One trailblazer in this area is social media consultant and web programmer Jesse McDougall, who I first met at O’Reilly’s Tools of Change conference in 2009, where he was clearly more evolved in his thinking on this topic than the other independent publishers in attendance that year.

Read on for the first installment in my two- part interview with Jesse – about the art and science of building reader communities.

Jesse McDougall in a nutshell: 

  • Current position: consulting under his own shingle at Catalyst Webworks—a web development and social media consulting firm in White River Junction, VT. Check out his blog here.
  • Biggest client to date: Chelsea Green Publishing, for whom he developed a web site redesign and online marketing strategies (for more details, see my Publishers Weekly article on how publishers use Twitter).
  • Recent star turns: at Tools of Change 2010, ran a social media workshop; at Digital Book World, appeared on my panel about Building Publisher Communities; and was a guest on our weekly #followreader chat on Twitter (recapped here)
  • Credits: author of Expand Your Business Using eBay and Start Your Own Blogging Business.

Questions for Jesse

What does online outreach to reader communities have in common with traditional book marketing, and how does it differ?

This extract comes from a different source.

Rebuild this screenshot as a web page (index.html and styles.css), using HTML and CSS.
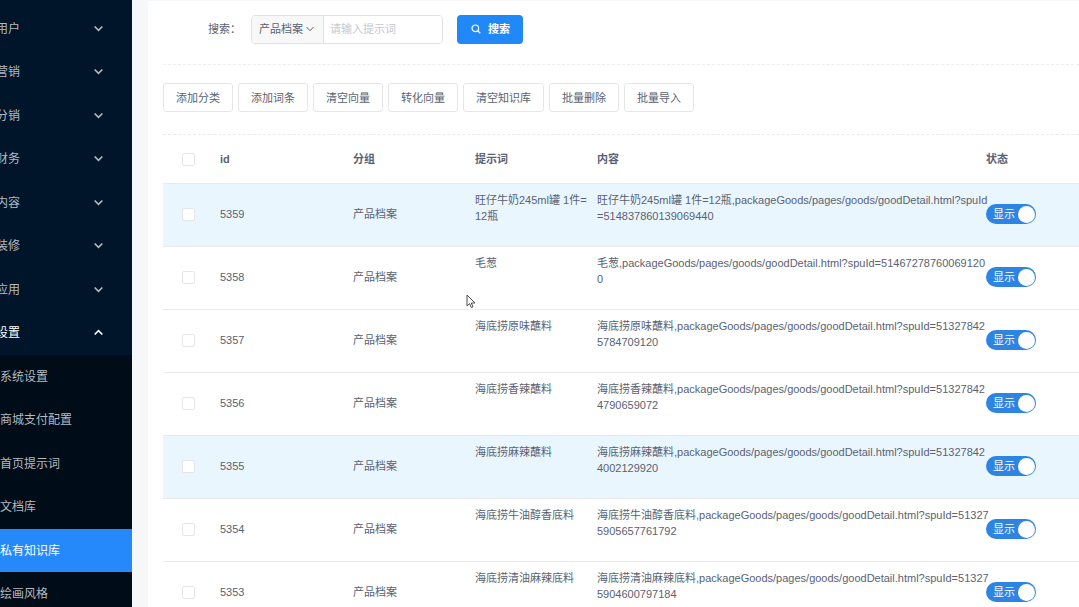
FILE: index.html
```html
<!DOCTYPE html>
<html lang="zh-CN">
<head>
<meta charset="utf-8">
<meta name="viewport" content="width=device-width, initial-scale=1">
<title>私有知识库</title>
<link rel="stylesheet" href="styles.css">
</head>
<body>
<svg class="defs" aria-hidden="true">
  <symbol id="chevron" viewBox="0 0 10 10"><path d="M1.500 3.200 5 6.700l3.500-3.500" fill="none" stroke="currentColor" stroke-width="1.500"/></symbol>
  <symbol id="thin-chevron" viewBox="0 0 10 10"><path d="M1.500 3 5 6.700 8.500 3" fill="none" stroke="currentColor"/></symbol>
</svg>
<div class="layout">
  <nav class="sidebar">
    <ul class="menu">
      <li><button class="group" type="button"><span>用户</span><svg class="arrow"><use href="#chevron"/></svg></button></li>
      <li><button class="group" type="button"><span>营销</span><svg class="arrow"><use href="#chevron"/></svg></button></li>
      <li><button class="group" type="button"><span>分销</span><svg class="arrow"><use href="#chevron"/></svg></button></li>
      <li><button class="group" type="button"><span>财务</span><svg class="arrow"><use href="#chevron"/></svg></button></li>
      <li><button class="group" type="button"><span>内容</span><svg class="arrow"><use href="#chevron"/></svg></button></li>
      <li><button class="group" type="button"><span>装修</span><svg class="arrow"><use href="#chevron"/></svg></button></li>
      <li><button class="group" type="button"><span>应用</span><svg class="arrow"><use href="#chevron"/></svg></button></li>
      <li><button class="group open" type="button" aria-expanded="true"><span>设置</span><svg class="arrow"><use href="#chevron"/></svg></button></li>
    </ul>
    <ul class="menu submenu">
      <li><a href="#">系统设置</a></li>
      <li><a href="#">商城支付配置</a></li>
      <li><a href="#">首页提示词</a></li>
      <li><a href="#">文档库</a></li>
      <li><a class="active" href="#" aria-current="page">私有知识库</a></li>
      <li><a href="#">绘画风格</a></li>
    </ul>
  </nav>
  <main class="panel">
    <form class="search">
      <label for="keyword">搜索：</label>
      <div class="field">
        <div class="picker">
          <select aria-label="分组"><option>产品档案</option></select>
          <svg class="caret"><use href="#thin-chevron"/></svg>
        </div>
        <input id="keyword" class="keyword" type="text" placeholder="请输入提示词">
      </div>
      <button class="submit" type="button">
        <svg class="glass" viewBox="0 0 10 10"><circle cx="4.300" cy="4.300" r="3.300" fill="none" stroke="currentColor" stroke-width="1.200"/><path d="M6.700 6.700 9.300 9.300" stroke="currentColor" stroke-width="1.300"/></svg>
        <span>搜索</span>
      </button>
    </form>
    <div class="actions">
      <button type="button">添加分类</button>
      <button type="button">添加词条</button>
      <button type="button">清空向量</button>
      <button type="button">转化向量</button>
      <button type="button">清空知识库</button>
      <button type="button">批量删除</button>
      <button type="button">批量导入</button>
    </div>
    <table class="entries">
      <colgroup><col class="c-check"><col class="c-id"><col class="c-group"><col class="c-prompt"><col class="c-content"><col></colgroup>
      <thead>
        <tr><th><input class="check" type="checkbox" aria-label="全选"></th><th>id</th><th>分组</th><th>提示词</th><th>内容</th><th>状态</th></tr>
      </thead>
      <tbody>
        <tr class="marked"><td><input class="check" type="checkbox" aria-label="5359"></td><td>5359</td><td>产品档案</td><td class="text">旺仔牛奶245ml罐 1件=<br>12瓶</td><td class="text">旺仔牛奶245ml罐 1件=12瓶,packageGoods/pages/goods/goodDetail.html?spuId<br>=514837860139069440</td><td><label class="switch"><span>显示</span><input type="checkbox" role="switch" checked></label></td></tr>
        <tr><td><input class="check" type="checkbox" aria-label="5358"></td><td>5358</td><td>产品档案</td><td class="text">毛葱</td><td class="text">毛葱,packageGoods/pages/goods/goodDetail.html?spuId=51467278760069120<br>0</td><td><label class="switch"><span>显示</span><input type="checkbox" role="switch" checked></label></td></tr>
        <tr><td><input class="check" type="checkbox" aria-label="5357"></td><td>5357</td><td>产品档案</td><td class="text">海底捞原味蘸料</td><td class="text">海底捞原味蘸料,packageGoods/pages/goods/goodDetail.html?spuId=51327842<br>5784709120</td><td><label class="switch"><span>显示</span><input type="checkbox" role="switch" checked></label></td></tr>
        <tr><td><input class="check" type="checkbox" aria-label="5356"></td><td>5356</td><td>产品档案</td><td class="text">海底捞香辣蘸料</td><td class="text">海底捞香辣蘸料,packageGoods/pages/goods/goodDetail.html?spuId=51327842<br>4790659072</td><td><label class="switch"><span>显示</span><input type="checkbox" role="switch" checked></label></td></tr>
        <tr class="marked"><td><input class="check" type="checkbox" aria-label="5355"></td><td>5355</td><td>产品档案</td><td class="text">海底捞麻辣蘸料</td><td class="text">海底捞麻辣蘸料,packageGoods/pages/goods/goodDetail.html?spuId=51327842<br>4002129920</td><td><label class="switch"><span>显示</span><input type="checkbox" role="switch" checked></label></td></tr>
        <tr><td><input class="check" type="checkbox" aria-label="5354"></td><td>5354</td><td>产品档案</td><td class="text">海底捞牛油醇香底料</td><td class="text">海底捞牛油醇香底料,packageGoods/pages/goods/goodDetail.html?spuId=51327<br>5905657761792</td><td><label class="switch"><span>显示</span><input type="checkbox" role="switch" checked></label></td></tr>
        <tr><td><input class="check" type="checkbox" aria-label="5353"></td><td>5353</td><td>产品档案</td><td class="text">海底捞清油麻辣底料</td><td class="text">海底捞清油麻辣底料,packageGoods/pages/goods/goodDetail.html?spuId=51327<br>5904600797184</td><td><label class="switch"><span>显示</span><input type="checkbox" role="switch" checked></label></td></tr>
      </tbody>
    </table>
  </main>
</div>
<svg class="pointer" viewBox="0 0 10 15" aria-hidden="true"><path d="M1 1v11l2.600-2.400 1.700 4 1.700-.8-1.700-3.800H9Z" fill="#fff" stroke="#4a4a4a"/></svg>
</body>
</html>
```
FILE: styles.css
```css
* { box-sizing: border-box; }

body {
  margin: 0;
  height: 100vh;
  overflow: hidden;
  background: #f5f7f9;
  color: #5a6272;
  font: 11px/16px "Liberation Sans", "Noto Sans CJK SC", sans-serif;
}

button, input, select { font: inherit; color: inherit; }
button { cursor: pointer; }
.defs { display: none; }

.layout { display: flex; gap: 16px; height: 100%; }

/* Sidebar */
.sidebar {
  flex: 0 0 132px;
  overflow: hidden;
  background: #001529;
  color: #b3bac2;
  font-size: 12px;
}
.menu { margin: 0; padding: 7px 0 0; list-style: none; }
.menu li:nth-child(even) { margin-bottom: 1px; }
.submenu { padding: 0; background: #000c17; }
.group {
  display: flex;
  align-items: center;
  justify-content: space-between;
  width: 100%;
  height: 43px;
  padding: 0 28px 0 0;
  border: 0;
  background: none;
}
.group span { margin-left: -4px; }
.arrow { width: 11px; height: 11px; }
.open { color: #fff; }
.open .arrow { transform: rotate(180deg); }
.submenu a {
  display: block;
  height: 43px;
  color: inherit;
  line-height: 45px;
  text-decoration: none;
}
.submenu .active { background: #2589fa; color: #fff; }

/* Content */
.panel {
  flex: 1;
  min-width: 0;
  margin-top: 1px;
  padding-left: 15px;
  overflow: hidden;
  background: #fff;
}
.search {
  display: flex;
  align-items: center;
  height: 64px;
  padding: 0 0 7px 45px;
  border-bottom: 1px dashed #eceef0;
}
.field {
  display: flex;
  width: 192px;
  height: 29px;
  margin: 0 14px 0 10px;
  border: 1px solid #e0e2e5;
  border-radius: 4px;
  overflow: hidden;
}
.picker {
  position: relative;
  flex: 0 0 72px;
  border-right: 1px solid #e0e2e5;
  background: #f8f8f9;
}
.picker select {
  width: 100%;
  height: 100%;
  padding: 0 0 0 7px;
  border: 0;
  background: none;
  appearance: none;
}
.caret {
  position: absolute;
  top: 8px;
  right: 8px;
  width: 10px;
  height: 10px;
  pointer-events: none;
}
.keyword {
  flex: 1;
  min-width: 0;
  padding: 0 6px;
  border: 0;
  background: #fff;
}
.keyword::placeholder { color: #c5c8ce; }
.submit {
  display: flex;
  align-items: center;
  gap: 7px;
  height: 29px;
  padding: 0 13px 0 14px;
  border: 0;
  border-radius: 4px;
  background: #2088f7;
  color: #fff;
  font-weight: bold;
}
.glass { width: 10px; height: 10px; }

.actions {
  display: flex;
  gap: 5px;
  padding: 18px 0 22px;
  border-bottom: 1px dashed #e8eaec;
}
.actions button {
  height: 29px;
  padding: 0 12px;
  border: 1px solid #e4e6e9;
  border-radius: 3px;
  background: #fff;
  white-space: nowrap;
}

/* Table */
.entries {
  width: 100%;
  table-layout: fixed;
  border-collapse: separate;
  border-spacing: 0;
}
.c-check { width: 48px; }
.c-id { width: 133px; }
.c-group, .c-prompt { width: 122px; }
.c-content { width: 389px; }
.entries th, .entries td {
  padding: 0 0 0 9px;
  border-bottom: 1px solid #e8eaec;
  text-align: left;
  white-space: nowrap;
}
.entries th { height: 49px; }
.entries td { height: 63px; padding-bottom: 2px; }
.entries .text { padding-top: 8px; vertical-align: top; }
.entries th:first-child, .entries td:first-child { padding-left: 19px; }
.marked { background: #eaf6fe; }

.check {
  display: block;
  width: 13px;
  height: 13px;
  margin: 0;
  border: 1px solid #e4e6e9;
  border-radius: 2px;
  background: #fff;
  appearance: none;
}

.switch {
  display: flex;
  align-items: center;
  justify-content: space-between;
  width: 50px;
  height: 20px;
  padding: 0 1px 0 7px;
  border-radius: 10px;
  background: #2d84e2;
  color: #fff;
}
.switch input {
  width: 17px;
  height: 17px;
  margin: 0;
  border-radius: 50%;
  background: #fff;
  appearance: none;
}

.pointer {
  position: absolute;
  top: 294px;
  left: 466px;
  width: 10px;
  height: 15px;
}
```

Books are social creations. They are borrowed, shared, recommended, and discussed in the physical world every day. Publishers send authors out to book signings, interviews, and speaking engagements in the hopes of bringing together like-minded book fans to ignite discussion and spark a hopefully-lively word-of-mouth campaign. The goal of marketing books online is no different. Social media platforms and new content recommendation tools not only make these digital communities possible, but they also increase the speed and range of the word-of-mouth campaigns ten-thousand times over. That means a person attending a digital webinar by an author has the ability to tell and invite 300+ friends with the click of a mouse, where a person attending a real-world seminar only tells his friends in town, and maybe only an out-of-work cousin can make it.

One of Chelsea Green’s most successful campaigns was to run a weekly contest on Twitter. This brief and easy 10-minute contest drew 40-50 people every week, and through them we were able to contact a total of 15,000+ people with links to our website. That exponential potential isn’t possible in traditional marketing.

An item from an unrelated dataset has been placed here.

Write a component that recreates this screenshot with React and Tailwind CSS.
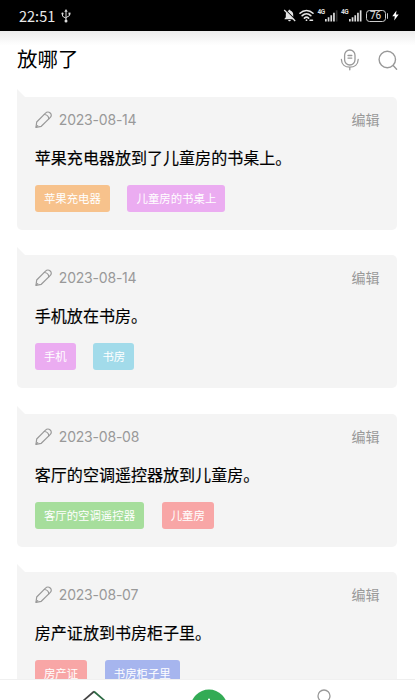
import React from 'react';

const notes = [
  {
    date: '2023-08-14',
    text: '苹果充电器放到了儿童房的书桌上。',
    tags: [
      { label: '苹果充电器', color: 'bg-[#f7c28c]' },
      { label: '儿童房的书桌上', color: 'bg-[#ebacf1]' },
    ],
  },
  {
    date: '2023-08-14',
    text: '手机放在书房。',
    tags: [
      { label: '手机', color: 'bg-[#ebacf1]' },
      { label: '书房', color: 'bg-[#a2dbea]' },
    ],
  },
  {
    date: '2023-08-08',
    text: '客厅的空调遥控器放到儿童房。',
    tags: [
      { label: '客厅的空调遥控器', color: 'bg-[#a6de9c]' },
      { label: '儿童房', color: 'bg-[#f8a6a6]' },
    ],
  },
  {
    date: '2023-08-07',
    text: '房产证放到书房柜子里。',
    tags: [
      { label: '房产证', color: 'bg-[#f8a6a6]' },
      { label: '书房柜子里', color: 'bg-[#a6b5ee]' },
    ],
  },
];

const UsbIcon = () => (
  <svg width="10" height="14" viewBox="0 0 10 14" fill="none" stroke="#ddd" strokeWidth="1">
    <path d="M5 2v10M1.5 5v2.2L5 9.3M8.5 5v1.6L5 8.6" />
    <path d="M5 0l1.7 2.7H3.3z" fill="#ddd" stroke="none" />
    <circle cx="5" cy="12" r="1.5" fill="#ddd" stroke="none" />
    <circle cx="1.5" cy="4.7" r="1.1" fill="#ddd" stroke="none" />
    <path d="M7.5 3.6h2v2h-2z" fill="#ddd" stroke="none" />
  </svg>
);

const BellOffIcon = () => (
  <svg width="13" height="13" viewBox="0 0 13 13">
    <path d="M6.5.8c.7 0 1 .5 1 1C9.4 2.3 10.2 3.8 10.2 5.5v2.7l1.3 1.5v.6H1.5v-.6l1.3-1.5V5.5C2.8 3.8 3.7 2.3 5.5 1.8c0-.5.3-1 1-1zM5.2 11h2.6c0 .8-.6 1.3-1.3 1.3S5.2 11.8 5.2 11z" fill="#e5e5e5" />
    <path d="M2.2 .6l10.6 10.6" stroke="#000" strokeWidth="1.1" />
    <path d="M1.2 1l11 11" stroke="#e5e5e5" strokeWidth="1.2" />
  </svg>
);

const WifiIcon = () => (
  <svg width="15" height="13" viewBox="0 0 15 13" fill="none" stroke="#e5e5e5" strokeWidth="1.6" strokeLinecap="round">
    <path d="M1 4.2c3.7-3.7 9.3-3.7 13 0M3.2 6.7c2.5-2.4 6.1-2.4 8.6 0M5.4 9.1c1.3-1.2 2.9-1.2 4.2 0" />
    <circle cx="7.5" cy="11.2" r=".9" fill="#e5e5e5" stroke="none" />
    <path d="M11 11.2h2.5" strokeWidth="1.5" />
  </svg>
);

const Signal = ({ full }) => (
  <div className="flex items-start">
    <span className="font-['Roboto'] text-[6.5px] leading-[7px] font-bold tracking-[-0.3px] text-[#ddd]">4G</span>
    <svg width="13" height="13" viewBox="0 0 13 13" fill="#ddd">
      <path d="M0 10h1.7v2.5H0zM2.7 8.3h1.7v4.2H2.7zM5.4 6.2h1.7v6.3H5.4zM8.1 3.8h1.7v8.7H8.1z" />
      <path d="M10.8 1.3h1.7v11.2h-1.7z" fill={full ? '#ddd' : '#333'} />
    </svg>
  </div>
);

const Battery = () => (
  <div className="flex items-center gap-px">
    <span className="flex h-[12px] w-[20px] items-center justify-center rounded-[3.5px] border border-[#ccc] font-['Roboto'] text-[10px] leading-none text-[#e5e5e5]">76</span>
    <span className="h-[6px] w-[1.5px] rounded-r bg-[#ccc]" />
    <svg className="ml-[3px]" width="7" height="11" viewBox="0 0 7 10" fill="#fff">
      <path d="M4.5 0L.3 5.8h2.5L2.2 10 6.7 4H4z" />
    </svg>
  </div>
);

const MicIcon = () => (
  <svg width="20" height="22" viewBox="0 0 20 22" fill="none" stroke="#999" strokeWidth="1.3" strokeLinecap="round">
    <rect x="4.6" y="1" width="10.4" height="15" rx="5.2" />
    <path d="M1.4 10.5c.2 5 3.8 7.7 8.4 7.7s8.2-2.7 8.4-7.7M9.8 18.2v2.6M8 6.5h3.8M8 9.1h3.8" />
  </svg>
);

const SearchIcon = () => (
  <svg width="20" height="21" viewBox="0 0 20 21" fill="none" stroke="#999" strokeWidth="1.4" strokeLinecap="round">
    <circle cx="9.3" cy="9.5" r="8.2" />
    <path d="M15.2 15.6l3.4 3.6" />
  </svg>
);

const PencilIcon = () => (
  <svg width="18" height="18" viewBox="0 0 18 18" fill="none" stroke="#999" strokeWidth="1.2" strokeLinejoin="round" strokeLinecap="round">
    <path d="M1 16.3l.7-5.3L10.5 2.2c1.5-1.7 3.3-1.5 4.7-.2s1.5 3-.1 4.6L6.3 15.3z" />
    <path d="M9.3 3.5c2.6.2 4.3 1.9 4.5 4.3M1.1 16.2l1.6-1.6" />
  </svg>
);

const NoteCard = ({ note }) => (
  <div className="relative h-[133px] shrink-0 rounded-[5px] rounded-tl-none bg-[#f4f4f4] px-[17.5px] pt-[13px]">
    <svg className="absolute -top-2 left-0" width="9" height="9" viewBox="0 0 9 9" fill="#f4f4f4">
      <path d="M0 0l8.5 8.5H0z" />
    </svg>
    <div className="flex h-[20px] items-center">
      <PencilIcon />
      <span className="ml-[6px] font-['Inter','Noto_Sans_CJK_SC',sans-serif] text-[14px] leading-5 tracking-[-0.2px] text-[#999]">{note.date}</span>
      <span className="mb-[2px] ml-auto text-[14px] leading-5 text-[#999]">编辑</span>
    </div>
    <p className="mt-[15px] h-6 text-[16.05px] leading-6 whitespace-nowrap text-black [-webkit-text-stroke:0.15px_#000]">{note.text}</p>
    <div className="mt-[16px] flex gap-[17.5px]">
      {note.tags.map((tag) => (
        <span key={tag.label} className={`h-[27px] rounded-[3px] px-[9.1px] text-[11.4px] leading-[27px] whitespace-nowrap text-white ${tag.color}`}>
          {tag.label}
        </span>
      ))}
    </div>
  </div>
);

const TabBar = () => (
  <nav className="absolute inset-x-0 bottom-0 flex h-[21px] justify-center overflow-hidden border-t border-[#f0f0f0] bg-white pl-[2px]">
    <div className="flex w-[115px] justify-center">
      <svg className="mt-[10px]" width="26" height="22" viewBox="0 0 26 22" fill="none" strokeWidth="1.7">
        <path d="M2 11L13 1.5" stroke="#444" />
        <path d="M13 1.5L24 11" stroke="#2b6a42" />
      </svg>
    </div>
    <div className="flex w-[115px] justify-center">
      <svg className="mt-[9px] shrink-0" width="38" height="38" viewBox="0 0 38 38">
        <circle cx="19" cy="19" r="18.5" fill="#33ab55" />
        <path d="M19 10.5v17M10.5 19h17" stroke="#fff" strokeWidth="2" strokeLinecap="round" />
      </svg>
    </div>
    <div className="flex w-[115px] justify-center">
      <svg className="mt-[9px]" width="26" height="24" viewBox="0 0 26 24" fill="none" stroke="#999" strokeWidth="1.3">
        <circle cx="13" cy="7" r="6" />
        <path d="M2 23c1-6 6-9 11-9s10 3 11 9" />
      </svg>
    </div>
  </nav>
);

export default function App() {
  return (
    <div className="relative flex h-[700px] w-[415px] flex-col overflow-hidden bg-white font-['Noto_Sans_CJK_SC',sans-serif]">
      <div className="flex h-[31px] shrink-0 items-center bg-black pr-[16px] pl-[19px]">
        <span className="mr-[6px] text-[14.5px] leading-5 text-[#e8e8e8]">22:51</span>
        <UsbIcon />
        <div className="ml-auto flex items-center">
          <BellOffIcon />
          <span className="ml-[3px] flex"><WifiIcon /></span>
          <span className="ml-[3px]"><Signal /></span>
          <span className="ml-[3px]"><Signal full /></span>
          <span className="ml-[4px]"><Battery /></span>
        </div>
      </div>

      <header className="flex h-[58px] shrink-0 items-center bg-gradient-to-b from-[#ededed] to-white to-25% pr-[17px] pl-[17px]">
        <h1 className="mb-[4px] text-[20.5px] leading-7 text-black">放哪了</h1>
        <span className="ml-auto"><MicIcon /></span>
        <span className="ml-[18px]"><SearchIcon /></span>
      </header>

      <main className="flex flex-1 flex-col gap-[25.3px] overflow-hidden pt-[8px] pr-[18px] pl-[17.3px]">
        {notes.map((note, i) => (
          <NoteCard key={i} note={note} />
        ))}
      </main>

      <TabBar />
    </div>
  );
}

In your work with Chelsea Green and other clients, what steps have you taken to build focused audiences within specific subject categories on the Web?

The internet is organizing itself into crowds. People are seeking out and aligning themselves with like-minded people. Home gardeners are finding other home gardeners, motorcyclists are finding other motorcyclists, and so on. These groups of people are taking part in conversations that can span all the major (and some niche) social networks like Facebook, Twitter, YouTube, etc.

The first step is to examine the niches in which you publish. Once you’ve got a clear idea of the audience (or audiences) you’d like to reach, you must seek them out online. For example, there may be thousands of stay-at-home mothers talking on Twitter for the quick interactions it allows, but very few of them visit YouTube because they don’t have time for a 4-minute video.

Find your audience—wherever they are—and listen to them. Join their groups, or feed, or page, and listen to them. Join the conversation only once you’ve got a clear idea of the conversation and etiquette. Add value to the conversation by offering friendly expertise from your books—when and where appropriate—with a link to find more. Do not offer sales pitches. The content should sell itself.

Over time, your participation in the discussion should come to be seen as valuable, and therefore folks will pass along the content you provide.

How do you evaluate whether or not your efforts are paying off?

One of the most exciting aspects of online marketing—and something that I think spoils us for untrackable offline campaigns—is the ability to gather information about the audience. Most social media networks and blog software has the ability to display demographic and location information about the people choosing to participate in your online efforts.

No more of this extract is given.